Olho para minha irmã que não esboça nenhuma reação. – Luane.

– Quê?

– Obrigado por nada.

ASTRID

Dou uma espiada em minha mãe. Ela está sentada em sua cama segurando a caixinha com o anel. Ela não disse sim para Tom, mas também não disse não. Ela está confusa.

– Contou para o papai sobre o Tom?

– Liguei para ele ontem.

– E?

– Eu estou confusa. Pedi um tempo para me decidir. Eu achava que sabia o que queria, mas depois de ontem não sei mais o que pensar. Sabe, pensava que se o seu pai voltasse estaríamos completas de novo.

– Também pensei, até chegar o Tom.

– É, mas eu me apaixonei por seu pai primeiro. Eu não sei se darei tudo de mim para o Tom.

– Isso só você pode descobrir. Te apoiarei em qualquer decisão.

– Agora só quero que você se divirta no seu encontro hoje.

– Eu também. Eu não estava ansiosa pelo encontro antes, mas agora que comecei a me preparar estou animada.

Animada não com o “encontro” em si, mas por estar dando o primeiro passo para seguir em frente. Isso requer um grande esforço e é mais difícil do que parece.

Olho o relógio. Cinco e quarenta e cinco. Será que estou realmente pronta para um encontro? Não consigo me imaginar beijando outro homem que não seja Soluço. Eu sei que isso é ridículo, mas é inevitável.

Finalmente chega a hora. A campainha toca e abro a porta. Vejo Felipe com uma garota loira de cabelo curto e repicado e... – Não pode ser. Sorrio para o meu fisioterapeuta Ruan, que estende os braços na minha direção para um abraço. – Não achou que eu ia deixar você partir sem se despedir, né?

– Felipe seu tratante, você tinha planejado tudo.

– Ok, me queime na fogueira por te surpreender, então. Bruna essa é a Astrid, Astrid essa é a Bruna.

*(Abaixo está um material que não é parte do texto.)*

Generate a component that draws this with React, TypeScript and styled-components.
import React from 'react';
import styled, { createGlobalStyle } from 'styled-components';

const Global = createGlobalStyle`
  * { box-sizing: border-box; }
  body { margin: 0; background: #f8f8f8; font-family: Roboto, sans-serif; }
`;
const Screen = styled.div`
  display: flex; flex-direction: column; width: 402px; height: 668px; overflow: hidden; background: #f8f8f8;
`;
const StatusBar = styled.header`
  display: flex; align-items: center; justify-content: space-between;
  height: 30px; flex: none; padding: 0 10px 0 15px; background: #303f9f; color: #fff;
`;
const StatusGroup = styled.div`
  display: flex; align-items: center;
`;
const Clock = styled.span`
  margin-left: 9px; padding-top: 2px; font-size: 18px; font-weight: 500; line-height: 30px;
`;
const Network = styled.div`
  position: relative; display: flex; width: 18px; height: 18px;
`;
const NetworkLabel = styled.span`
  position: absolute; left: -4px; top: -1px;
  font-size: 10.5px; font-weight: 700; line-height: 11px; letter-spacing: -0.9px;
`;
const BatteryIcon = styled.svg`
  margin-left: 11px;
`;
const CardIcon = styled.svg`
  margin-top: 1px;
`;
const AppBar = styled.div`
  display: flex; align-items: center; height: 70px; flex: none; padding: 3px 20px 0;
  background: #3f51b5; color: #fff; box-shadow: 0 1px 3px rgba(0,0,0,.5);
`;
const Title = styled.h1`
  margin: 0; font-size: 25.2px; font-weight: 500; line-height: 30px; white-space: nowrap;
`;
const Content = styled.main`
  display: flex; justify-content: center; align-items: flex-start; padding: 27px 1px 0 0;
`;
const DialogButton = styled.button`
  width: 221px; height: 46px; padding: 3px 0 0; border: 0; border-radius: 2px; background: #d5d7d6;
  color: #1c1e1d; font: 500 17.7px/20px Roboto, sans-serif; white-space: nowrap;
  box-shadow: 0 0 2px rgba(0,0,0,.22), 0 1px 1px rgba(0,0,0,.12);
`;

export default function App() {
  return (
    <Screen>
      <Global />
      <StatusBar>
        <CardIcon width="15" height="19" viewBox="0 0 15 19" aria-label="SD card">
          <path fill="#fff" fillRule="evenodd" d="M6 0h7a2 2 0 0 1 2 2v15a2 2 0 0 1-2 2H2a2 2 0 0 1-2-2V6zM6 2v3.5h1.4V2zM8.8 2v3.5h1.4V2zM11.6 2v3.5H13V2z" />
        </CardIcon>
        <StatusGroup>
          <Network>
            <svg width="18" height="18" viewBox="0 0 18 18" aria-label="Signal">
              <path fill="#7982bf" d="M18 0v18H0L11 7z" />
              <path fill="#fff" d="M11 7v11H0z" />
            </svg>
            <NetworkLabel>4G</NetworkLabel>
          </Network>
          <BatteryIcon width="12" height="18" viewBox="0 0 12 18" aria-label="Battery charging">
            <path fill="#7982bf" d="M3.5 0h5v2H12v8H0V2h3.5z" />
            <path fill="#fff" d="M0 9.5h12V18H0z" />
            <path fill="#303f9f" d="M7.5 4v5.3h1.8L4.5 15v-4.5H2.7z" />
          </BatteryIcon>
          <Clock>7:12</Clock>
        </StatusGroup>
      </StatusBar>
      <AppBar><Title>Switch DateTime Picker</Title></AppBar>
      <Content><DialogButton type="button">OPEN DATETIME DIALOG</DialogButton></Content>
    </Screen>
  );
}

Cumprimento Bruna enquanto Felipe cutuca Ruan. – Viu só? Ela está até maquiada para você. Eu nunca a vi maquiada antes.

– Ruan? Minha mãe chega, fingindo que não está espreitando meu encontro.

– Olá, Sra. Hofferson. Não poderia deixar a Asty partir por quase um ano sem me despedir.

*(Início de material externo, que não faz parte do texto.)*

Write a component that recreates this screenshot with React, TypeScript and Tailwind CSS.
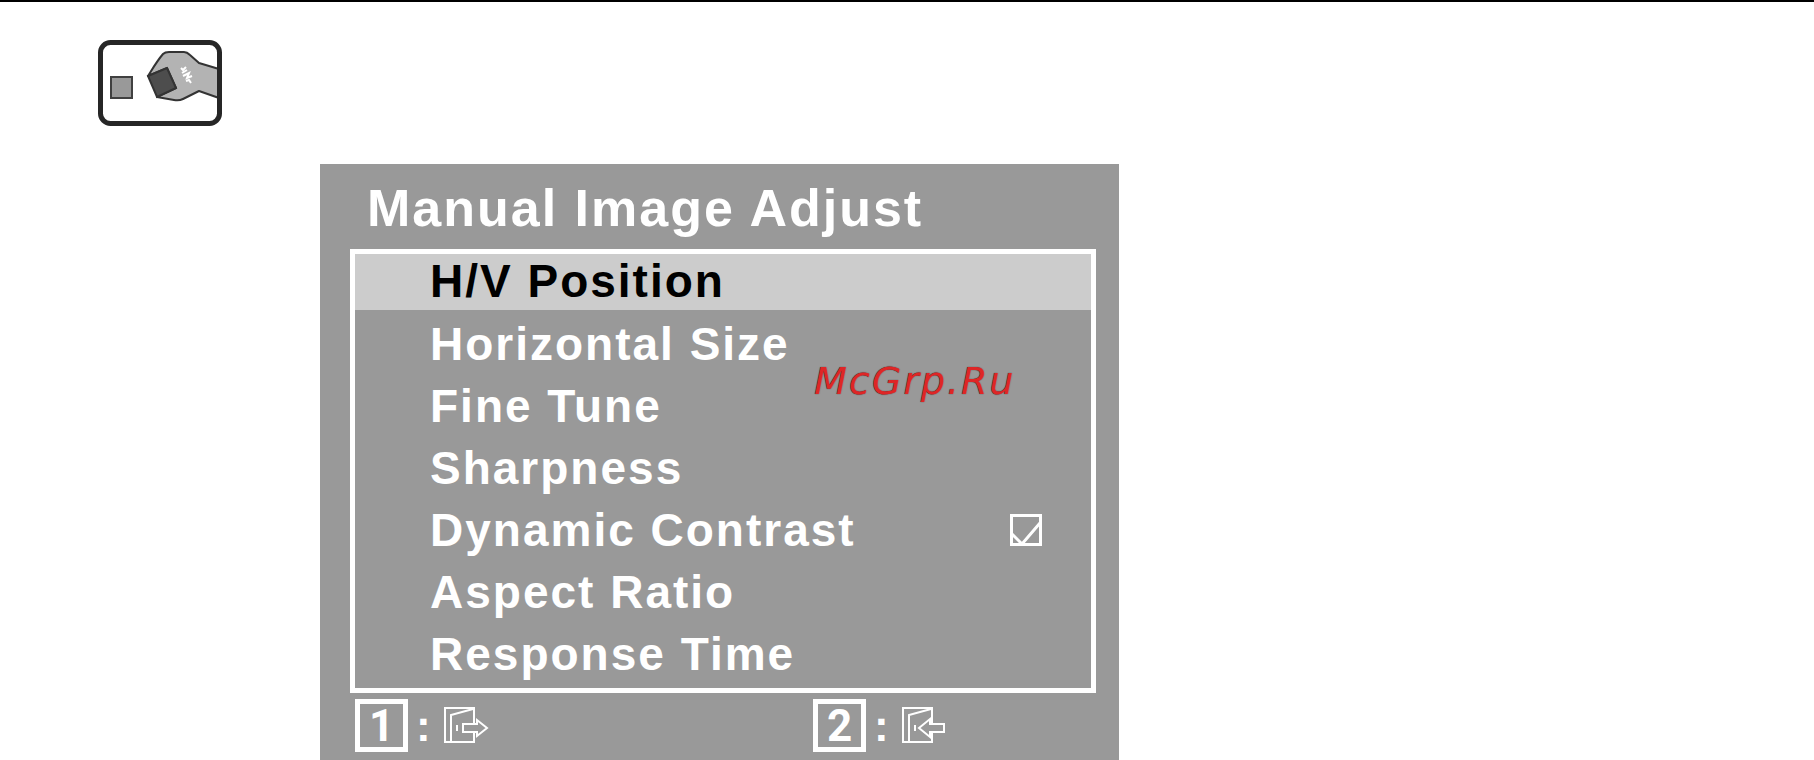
import React from 'react';

interface MenuItem {
    label: string;
    checked?: boolean;
}

const items: MenuItem[] = [
    { label: 'Horizontal Size' },
    { label: 'Fine Tune' },
    { label: 'Sharpness' },
    { label: 'Dynamic Contrast', checked: true },
    { label: 'Aspect Ratio' },
    { label: 'Response Time' },
];

const WrenchIcon: React.FC = () => (
    <svg width="124" height="86" viewBox="0 0 124 86" fill="none" role="img" aria-label="Manual image adjust">
        <path
            d="M50 36 C55 28 59 21 65 14 Q67 12 71 12 H86 Q89 12 92 15 L101 23 L121 29 V58 L101 51 L85 59 Q81 61 76 60 L59 57 L78 48 L69 28 Z"
            fill="#b3b3b3"
            stroke="#333"
            strokeWidth="2"
            strokeLinejoin="round"
        />
        <path d="M50 36 L69 28 L78 48 L59 57 Z" fill="#4d4d4d" stroke="#333" strokeWidth="2" />
        <path
            d="M83 28 l2 2 l3 -3 M84 33 l5 -3 M85 36 l6 -3 l-2 5 l5 -2 M88 41 l3 -1 l2 3"
            stroke="#fff"
            strokeWidth="2"
        />
        <rect x="13" y="37" width="21" height="21" fill="#999" stroke="#404040" strokeWidth="2" />
        <rect x="2.5" y="2.5" width="119" height="81" rx="10" stroke="#262626" strokeWidth="5" />
    </svg>
);

const DoorIcon: React.FC<{ exit?: boolean }> = ({ exit }) => (
    <svg width="46" height="37" viewBox="0 0 46 37" fill="none" stroke="#fff" strokeWidth="2">
        <path d="M2 1 H31 V35 H2 Z" />
        <path d="M8 35 V8 L30 2" />
        <path d="M14 18 V24" />
        {exit ? (
            <path d="M20 17 H34 V13 L44 21 L34 29 V25 H20 Z" fill="#999" />
        ) : (
            <path d="M43 17 H29 V12 L18 21 L29 30 V25 H43 Z" fill="#999" />
        )}
    </svg>
);

const KeyHint: React.FC<{ digit: string; exit?: boolean }> = ({ digit, exit }) => (
    <button className="flex items-center text-left" aria-label={exit ? 'Exit' : 'Enter'}>
        <span className="flex h-[53px] w-[53px] items-center justify-center border-[5px] border-white font-[Roboto,sans-serif] text-[44px] leading-none">
            {digit}
        </span>
        <span className="w-[35px] pl-2 text-[44px] leading-[52px]">:</span>
        <DoorIcon exit={exit} />
    </button>
);

export default function App() {
    return (
        <div className="w-full border-t-2 border-black bg-white font-['Liberation_Sans',Arial,sans-serif]">
            <div className="pt-[38px] pl-[98px]">
                <WrenchIcon />
            </div>

            {/* On-screen menu */}
            <main className="relative mt-[38px] ml-[320px] max-w-[799px] bg-[#999] pr-[23px] pb-2 pl-[30px] font-bold text-white">
                <h1 className="pt-[3px] pl-[17px] text-[52px] leading-[82px] tracking-[2px]">Manual Image Adjust</h1>

                <div className="border-[5px] border-white pb-[3px] text-[46px] tracking-[2px]">
                    <button className="block w-full bg-[#ccc] pb-0.5 pl-[75px] text-left leading-[54px] text-black">
                        H/V Position
                    </button>
                    <ul className="pt-[3px]">
                        {items.map((item) => (
                            <li key={item.label} className="pr-[49px] pl-[75px] leading-[62px]">
                                {item.checked ? (
                                    <label className="flex items-center justify-between">
                                        {item.label}
                                        <span className="relative block size-8">
                                            <input
                                                type="checkbox"
                                                defaultChecked
                                                className="peer block size-8 appearance-none border-3 border-white"
                                            />
                                            <svg
                                                className="pointer-events-none absolute inset-0 hidden peer-checked:block"
                                                viewBox="0 0 32 32"
                                                fill="none"
                                            >
                                                <path d="M2 20 L12 30 L30 9" stroke="#fff" strokeWidth="3" />
                                            </svg>
                                        </span>
                                    </label>
                                ) : (
                                    <button className="block w-full text-left">{item.label}</button>
                                )}
                            </li>
                        ))}
                    </ul>
                </div>

                <div className="grid grid-cols-[458px_1fr] pt-1.5 pl-[5px]">
                    <KeyHint digit="1" exit />
                    <KeyHint digit="2" />
                </div>

                {/* Watermark */}
                <span className="pointer-events-none absolute top-[193px] left-[494px] font-['DejaVu_Sans',sans-serif] text-[38px] leading-[48px] font-normal tracking-[2px] text-[#de2626] italic text-shadow-[0_0_1px_#222]">
                    McGrp.Ru
                </span>
            </main>
        </div>
    );
}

Minha mãe o conhece a quase dois anos, desde que ele se tornou meu técnico de tortura, quero dizer meu fisioterapeuta. Eu o odiava por me fazer ir até meu limite. A cada sessão eu ficava o tempo todo me imaginando arrancando cada fio de cabelo dele um por um. Depois de um tempo nos tornamos amigos. Ele me contava sobre seus encontros com garotas. Ruan é um solteirão convicto. Ele diz que assim como não aguenta comer comida chinesa todos os dias, também não consegue ficar com a mesma mulher sem querer uma diferente.

Depois de me despedir de minha mãe seguimos para o Sven’s sports Bar & grill. Lá eles servem comida além de bebidas. Se tiver menos de vinte e um, desde que não beba, você pode frequentar o lugar. Ruan tem vinte e quatro, ele pede cerveja enquanto nós pedimos refrigerantes.

Estou aliviada do meu primeiro encontro não ser um encontro de verdade. Assim não preciso me preocupar se vou agradar.

– Asty, você tem feito os exercícios de alongamento que passei? Ruan pergunta

– Posso mentir?

– Não

Começamos a rir enquanto Ruan balaça a cabeça. É bom estar fazendo algo para ocupar minha mente para ela não ficar vagando em pensamentos sobre Soluço.

Vejo Felipe e Bruna juntos e me pergunto se Soluço estaria comigo assim. Será que ele me levaria num encontro e passaria seu braço nos meus ombros. A forma como Felipe olha para Bruna, isso me lembra-

– Tenho certeza que não andou movimentando a perna. Ok, de volta para a realidade. Tenho que focar no momento e esquecer Soluço.

– Hoje você não está aqui como meu fisioterapeuta. Você é meu encontro, esqueceu?

– Ela se queixou de dor durante a viagem. Felipe me dedura.

– Me dê sua perna, Asty.

Coloco minha perna em seu colo. – Flexione para mim.

Olho para Felipe que tem um sorriso safado no rosto. – Melhor você do que eu.

– Você costuma fazer sessões em todos os seus encontros? Falo

– Não. Ele pisca para mim. – É a primeira vez.

Eu teria achado essa piscada brega se fosse outro, mas nele ficou bacana.

– Eu não caio no seu charme.

– Será. Ele fala e pisca outra vez.

– Não adianta que não cola. Além do mais sou sua paciente e isso é inapropriado. Falo brincando com ele.

– Você não é mais minha paciente. Você saiu da fisioterapia esqueceu? Agora vale.

– Você é muito velho para mim.

– Velho, eu? Eu tenho vinte e quatro. Isso não é velho.

– Hum, Astrid. Felipe me chama apontando para a entrada. – Acho que o cara que você realmente quer acabou de entrar.